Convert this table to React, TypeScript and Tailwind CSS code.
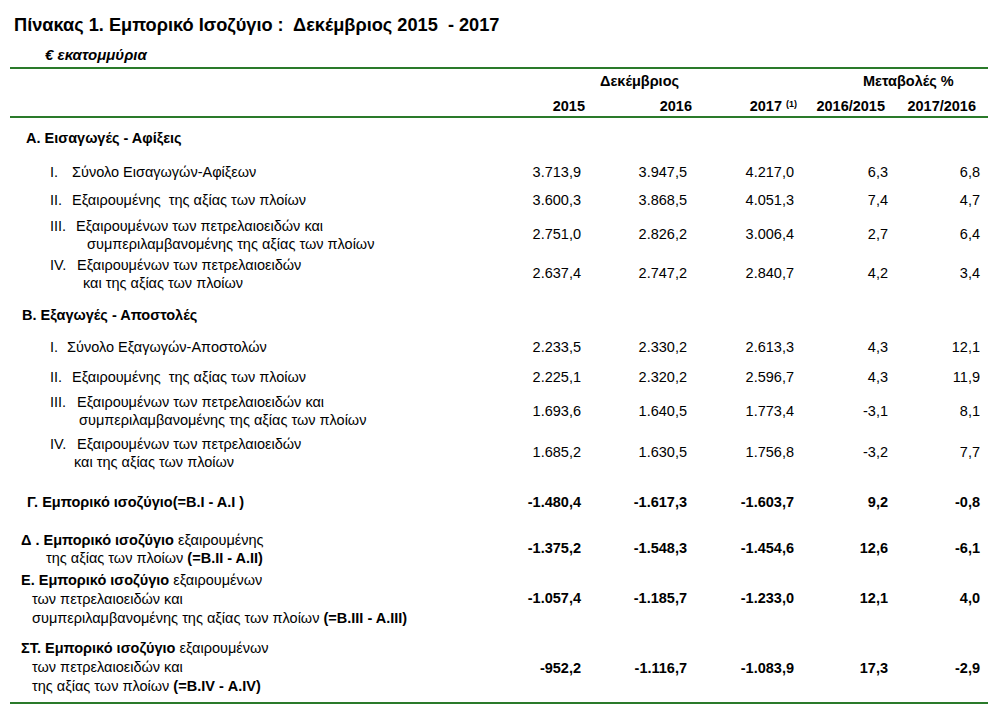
import React from 'react';

type Row = {
  h: string;
  label: React.ReactNode;
  vals?: string[];
  vpt?: string;
  bold?: boolean;
};

const B = ({ children }: { children: React.ReactNode }) => <span className="font-bold">{children}</span>;

const rows: Row[] = [
  {
    h: 'h-[34px]',
    label: <div className="pl-[16px] font-bold">Α. Εισαγωγές - Αφίξεις</div>,
  },
  {
    h: 'h-[28px]',
    label: (
      <div className="pl-[40px]">
        <span className="inline-block w-[22px]">I.</span>Σύνολο Εισαγωγών-Αφίξεων
      </div>
    ),
    vals: ['3.713,9', '3.947,5', '4.217,0', '6,3', '6,8'],
  },
  {
    h: 'h-[26px]',
    label: (
      <div className="pl-[40px] whitespace-pre">
        <span className="inline-block w-[22px]">II.</span>Εξαιρουμένης  της αξίας των πλοίων
      </div>
    ),
    vals: ['3.600,3', '3.868,5', '4.051,3', '7,4', '4,7'],
  },
  {
    h: 'h-[39px]',
    vpt: 'pt-[8px]',
    label: (
      <>
        <div className="pl-[40px]">
          <span className="inline-block w-[26px]">III.</span>Εξαιρουμένων των πετρελαιοειδών και
        </div>
        <div className="pl-[77px]">συμπεριλαμβανομένης της αξίας των πλοίων</div>
      </>
    ),
    vals: ['2.751,0', '2.826,2', '3.006,4', '2,7', '6,4'],
  },
  {
    h: 'h-[50px]',
    vpt: 'pt-[8px]',
    label: (
      <>
        <div className="pl-[40px]">
          <span className="inline-block w-[27px]">IV.</span>Εξαιρουμένων των πετρελαιοειδών
        </div>
        <div className="pl-[73px]">και της αξίας των πλοίων</div>
      </>
    ),
    vals: ['2.637,4', '2.747,2', '2.840,7', '4,2', '3,4'],
  },
  {
    h: 'h-[32px]',
    label: <div className="pl-[12px] font-bold">Β. Εξαγωγές - Αποστολές</div>,
  },
  {
    h: 'h-[30px]',
    label: (
      <div className="pl-[40px]">
        <span className="inline-block w-[17px]">I.</span>Σύνολο Εξαγωγών-Αποστολών
      </div>
    ),
    vals: ['2.233,5', '2.330,2', '2.613,3', '4,3', '12,1'],
  },
  {
    h: 'h-[25px]',
    label: (
      <div className="pl-[40px] whitespace-pre">
        <span className="inline-block w-[22px]">II.</span>Εξαιρουμένης  της αξίας των πλοίων
      </div>
    ),
    vals: ['2.225,1', '2.320,2', '2.596,7', '4,3', '11,9'],
  },
  {
    h: 'h-[42px]',
    vpt: 'pt-[9px]',
    label: (
      <>
        <div className="pl-[40px]">
          <span className="inline-block w-[27px]">III.</span>Εξαιρουμένων των πετρελαιοειδών και
        </div>
        <div className="pl-[69px]">συμπεριλαμβανομένης της αξίας των πλοίων</div>
      </>
    ),
    vals: ['1.693,6', '1.640,5', '1.773,4', '-3,1', '8,1'],
  },
  {
    h: 'h-[58px]',
    vpt: 'pt-[8px]',
    label: (
      <>
        <div className="pl-[40px]">
          <span className="inline-block w-[27px]">IV.</span>Εξαιρουμένων των πετρελαιοειδών
        </div>
        <div className="pl-[64px] leading-[19px]">και της αξίας των πλοίων</div>
      </>
    ),
    vals: ['1.685,2', '1.630,5', '1.756,8', '-3,2', '7,7'],
  },
  {
    h: 'h-[38px]',
    bold: true,
    label: <div className="pl-[17px] font-bold">Γ. Εμπορικό ισοζύγιο(=Β.Ι - Α.Ι )</div>,
    vals: ['-1.480,4', '-1.617,3', '-1.603,7', '9,2', '-0,8'],
  },
  {
    h: 'h-[40px]',
    bold: true,
    vpt: 'pt-[8px]',
    label: (
      <>
        <div className="pl-[11px]">
          <B>Δ . Εμπορικό ισοζύγιο</B> εξαιρουμένης
        </div>
        <div className="pl-[36px]">
          της αξίας των πλοίων <B>(=Β.ΙΙ - Α.ΙΙ)</B>
        </div>
      </>
    ),
    vals: ['-1.375,2', '-1.548,3', '-1.454,6', '12,6', '-6,1'],
  },
  {
    h: 'h-[68px]',
    bold: true,
    vpt: 'pt-[18px]',
    label: (
      <div className="leading-[19px]">
        <div className="pl-[11px]">
          <B>Ε. Εμπορικό ισοζύγιο</B> εξαιρουμένων
        </div>
        <div className="pl-[22px]">των πετρελαιοειδών και</div>
        <div className="pl-[22px]">
          συμπεριλαμβανομένης της αξίας των πλοίων <B>(=Β.ΙΙΙ - Α.ΙΙΙ)</B>
        </div>
      </div>
    ),
    vals: ['-1.057,4', '-1.185,7', '-1.233,0', '12,1', '4,0'],
  },
  {
    h: 'h-[63px]',
    bold: true,
    vpt: 'pt-[20px]',
    label: (
      <div className="leading-[19px]">
        <div className="pl-[11px]">
          <B>ΣΤ. Εμπορικό ισοζύγιο</B> εξαιρουμένων
        </div>
        <div className="pl-[22px]">των πετρελαιοειδών και</div>
        <div className="pl-[22px]">
          της αξίας των πλοίων <B>(=Β.ΙV - Α.ΙV)</B>
        </div>
      </div>
    ),
    vals: ['-952,2', '-1.116,7', '-1.083,9', '17,3', '-2,9'],
  },
];

const colW = ['w-[100px]', 'w-[106px]', 'w-[107px]', 'w-[94px]', 'w-[92px]'];

export default function App() {
  return (
    <div className="min-h-screen bg-white text-black font-['Liberation_Sans',Arial,sans-serif]">
      <div className="ml-[10px] w-[978px]">
        {/* Τίτλος */}
        <h1 className="pt-[15px] pl-[4px] text-[18.2px] leading-[20px] font-bold">
          Πίνακας 1. Εμπορικό Ισοζύγιο :&nbsp; Δεκέμβριος 2015&nbsp; - 2017
        </h1>
        <div className="mt-[12px] pl-[35px] text-[15px] leading-[16px] font-bold italic">€ εκατομμύρια</div>

        {/* Κεφαλίδα πίνακα */}
        <div className="mt-[4px] border-t-2 border-b-2 border-[#2a7a2a] text-[14.5px] font-bold">
          <div className="flex h-[25px] items-center">
            <div className="w-[590px]" />
            <div className="w-[263px]">Δεκέμβριος</div>
            <div>Μεταβολές %</div>
          </div>
          <div className="flex h-[22px] items-start pt-[2px]">
            <div className="w-[471px]" />
            <div className="w-[104px] text-right">2015</div>
            <div className="w-[107px] text-right">2016</div>
            <div className="w-[105px] text-right">
              2017 <sup className="text-[9px] font-bold">(1)</sup>
            </div>
            <div className="w-[88px] text-right">2016/2015</div>
            <div className="w-[91px] text-right">2017/2016</div>
          </div>
        </div>

        {/* Σώμα πίνακα */}
        <div className="pt-[11px] text-[14.5px] leading-[18px]">
          {rows.map((r, i) => (
            <div key={i} className={`flex ${r.h}`}>
              <div className="w-[471px] shrink-0">{r.label}</div>
              {r.vals &&
                r.vals.map((v, j) => (
                  <div key={j} className={`${colW[j]} shrink-0 text-right ${r.vpt ?? ''} ${r.bold ? 'font-bold' : ''}`}>
                    {v}
                  </div>
                ))}
            </div>
          ))}
        </div>
        <div className="border-t-2 border-[#2a7a2a]" />
      </div>
    </div>
  );
}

====================

All of the material above is to be copied exactly, except for its images.

Convert this table to React, TypeScript and Tailwind CSS code.
import React from 'react';

type Row = {
  h: string;
  label: React.ReactNode;
  vals?: string[];
  vpt?: string;
  bold?: boolean;
};

const B = ({ children }: { children: React.ReactNode }) => <span className="font-bold">{children}</span>;

const rows: Row[] = [
  {
    h: 'h-[34px]',
    label: <div className="pl-[16px] font-bold">Α. Εισαγωγές - Αφίξεις</div>,
  },
  {
    h: 'h-[28px]',
    label: (
      <div className="pl-[40px]">
        <span className="inline-block w-[22px]">I.</span>Σύνολο Εισαγωγών-Αφίξεων
      </div>
    ),
    vals: ['3.713,9', '3.947,5', '4.217,0', '6,3', '6,8'],
  },
  {
    h: 'h-[26px]',
    label: (
      <div className="pl-[40px] whitespace-pre">
        <span className="inline-block w-[22px]">II.</span>Εξαιρουμένης  της αξίας των πλοίων
      </div>
    ),
    vals: ['3.600,3', '3.868,5', '4.051,3', '7,4', '4,7'],
  },
  {
    h: 'h-[39px]',
    vpt: 'pt-[8px]',
    label: (
      <>
        <div className="pl-[40px]">
          <span className="inline-block w-[26px]">III.</span>Εξαιρουμένων των πετρελαιοειδών και
        </div>
        <div className="pl-[77px]">συμπεριλαμβανομένης της αξίας των πλοίων</div>
      </>
    ),
    vals: ['2.751,0', '2.826,2', '3.006,4', '2,7', '6,4'],
  },
  {
    h: 'h-[50px]',
    vpt: 'pt-[8px]',
    label: (
      <>
        <div className="pl-[40px]">
          <span className="inline-block w-[27px]">IV.</span>Εξαιρουμένων των πετρελαιοειδών
        </div>
        <div className="pl-[73px]">και της αξίας των πλοίων</div>
      </>
    ),
    vals: ['2.637,4', '2.747,2', '2.840,7', '4,2', '3,4'],
  },
  {
    h: 'h-[32px]',
    label: <div className="pl-[12px] font-bold">Β. Εξαγωγές - Αποστολές</div>,
  },
  {
    h: 'h-[30px]',
    label: (
      <div className="pl-[40px]">
        <span className="inline-block w-[17px]">I.</span>Σύνολο Εξαγωγών-Αποστολών
      </div>
    ),
    vals: ['2.233,5', '2.330,2', '2.613,3', '4,3', '12,1'],
  },
  {
    h: 'h-[25px]',
    label: (
      <div className="pl-[40px] whitespace-pre">
        <span className="inline-block w-[22px]">II.</span>Εξαιρουμένης  της αξίας των πλοίων
      </div>
    ),
    vals: ['2.225,1', '2.320,2', '2.596,7', '4,3', '11,9'],
  },
  {
    h: 'h-[42px]',
    vpt: 'pt-[9px]',
    label: (
      <>
        <div className="pl-[40px]">
          <span className="inline-block w-[27px]">III.</span>Εξαιρουμένων των πετρελαιοειδών και
        </div>
        <div className="pl-[69px]">συμπεριλαμβανομένης της αξίας των πλοίων</div>
      </>
    ),
    vals: ['1.693,6', '1.640,5', '1.773,4', '-3,1', '8,1'],
  },
  {
    h: 'h-[58px]',
    vpt: 'pt-[8px]',
    label: (
      <>
        <div className="pl-[40px]">
          <span className="inline-block w-[27px]">IV.</span>Εξαιρουμένων των πετρελαιοειδών
        </div>
        <div className="pl-[64px] leading-[19px]">και της αξίας των πλοίων</div>
      </>
    ),
    vals: ['1.685,2', '1.630,5', '1.756,8', '-3,2', '7,7'],
  },
  {
    h: 'h-[38px]',
    bold: true,
    label: <div className="pl-[17px] font-bold">Γ. Εμπορικό ισοζύγιο(=Β.Ι - Α.Ι )</div>,
    vals: ['-1.480,4', '-1.617,3', '-1.603,7', '9,2', '-0,8'],
  },
  {
    h: 'h-[40px]',
    bold: true,
    vpt: 'pt-[8px]',
    label: (
      <>
        <div className="pl-[11px]">
          <B>Δ . Εμπορικό ισοζύγιο</B> εξαιρουμένης
        </div>
        <div className="pl-[36px]">
          της αξίας των πλοίων <B>(=Β.ΙΙ - Α.ΙΙ)</B>
        </div>
      </>
    ),
    vals: ['-1.375,2', '-1.548,3', '-1.454,6', '12,6', '-6,1'],
  },
  {
    h: 'h-[68px]',
    bold: true,
    vpt: 'pt-[18px]',
    label: (
      <div className="leading-[19px]">
        <div className="pl-[11px]">
          <B>Ε. Εμπορικό ισοζύγιο</B> εξαιρουμένων
        </div>
        <div className="pl-[22px]">των πετρελαιοειδών και</div>
        <div className="pl-[22px]">
          συμπεριλαμβανομένης της αξίας των πλοίων <B>(=Β.ΙΙΙ - Α.ΙΙΙ)</B>
        </div>
      </div>
    ),
    vals: ['-1.057,4', '-1.185,7', '-1.233,0', '12,1', '4,0'],
  },
  {
    h: 'h-[63px]',
    bold: true,
    vpt: 'pt-[20px]',
    label: (
      <div className="leading-[19px]">
        <div className="pl-[11px]">
          <B>ΣΤ. Εμπορικό ισοζύγιο</B> εξαιρουμένων
        </div>
        <div className="pl-[22px]">των πετρελαιοειδών και</div>
        <div className="pl-[22px]">
          της αξίας των πλοίων <B>(=Β.ΙV - Α.ΙV)</B>
        </div>
      </div>
    ),
    vals: ['-952,2', '-1.116,7', '-1.083,9', '17,3', '-2,9'],
  },
];

const colW = ['w-[100px]', 'w-[106px]', 'w-[107px]', 'w-[94px]', 'w-[92px]'];

export default function App() {
  return (
    <div className="min-h-screen bg-white text-black font-['Liberation_Sans',Arial,sans-serif]">
      <div className="ml-[10px] w-[978px]">
        {/* Τίτλος */}
        <h1 className="pt-[15px] pl-[4px] text-[18.2px] leading-[20px] font-bold">
          Πίνακας 1. Εμπορικό Ισοζύγιο :&nbsp; Δεκέμβριος 2015&nbsp; - 2017
        </h1>
        <div className="mt-[12px] pl-[35px] text-[15px] leading-[16px] font-bold italic">€ εκατομμύρια</div>

        {/* Κεφαλίδα πίνακα */}
        <div className="mt-[4px] border-t-2 border-b-2 border-[#2a7a2a] text-[14.5px] font-bold">
          <div className="flex h-[25px] items-center">
            <div className="w-[590px]" />
            <div className="w-[263px]">Δεκέμβριος</div>
            <div>Μεταβολές %</div>
          </div>
          <div className="flex h-[22px] items-start pt-[2px]">
            <div className="w-[471px]" />
            <div className="w-[104px] text-right">2015</div>
            <div className="w-[107px] text-right">2016</div>
            <div className="w-[105px] text-right">
              2017 <sup className="text-[9px] font-bold">(1)</sup>
            </div>
            <div className="w-[88px] text-right">2016/2015</div>
            <div className="w-[91px] text-right">2017/2016</div>
          </div>
        </div>

        {/* Σώμα πίνακα */}
        <div className="pt-[11px] text-[14.5px] leading-[18px]">
          {rows.map((r, i) => (
            <div key={i} className={`flex ${r.h}`}>
              <div className="w-[471px] shrink-0">{r.label}</div>
              {r.vals &&
                r.vals.map((v, j) => (
                  <div key={j} className={`${colW[j]} shrink-0 text-right ${r.vpt ?? ''} ${r.bold ? 'font-bold' : ''}`}>
                    {v}
                  </div>
                ))}
            </div>
          ))}
        </div>
        <div className="border-t-2 border-[#2a7a2a]" />
      </div>
    </div>
  );
}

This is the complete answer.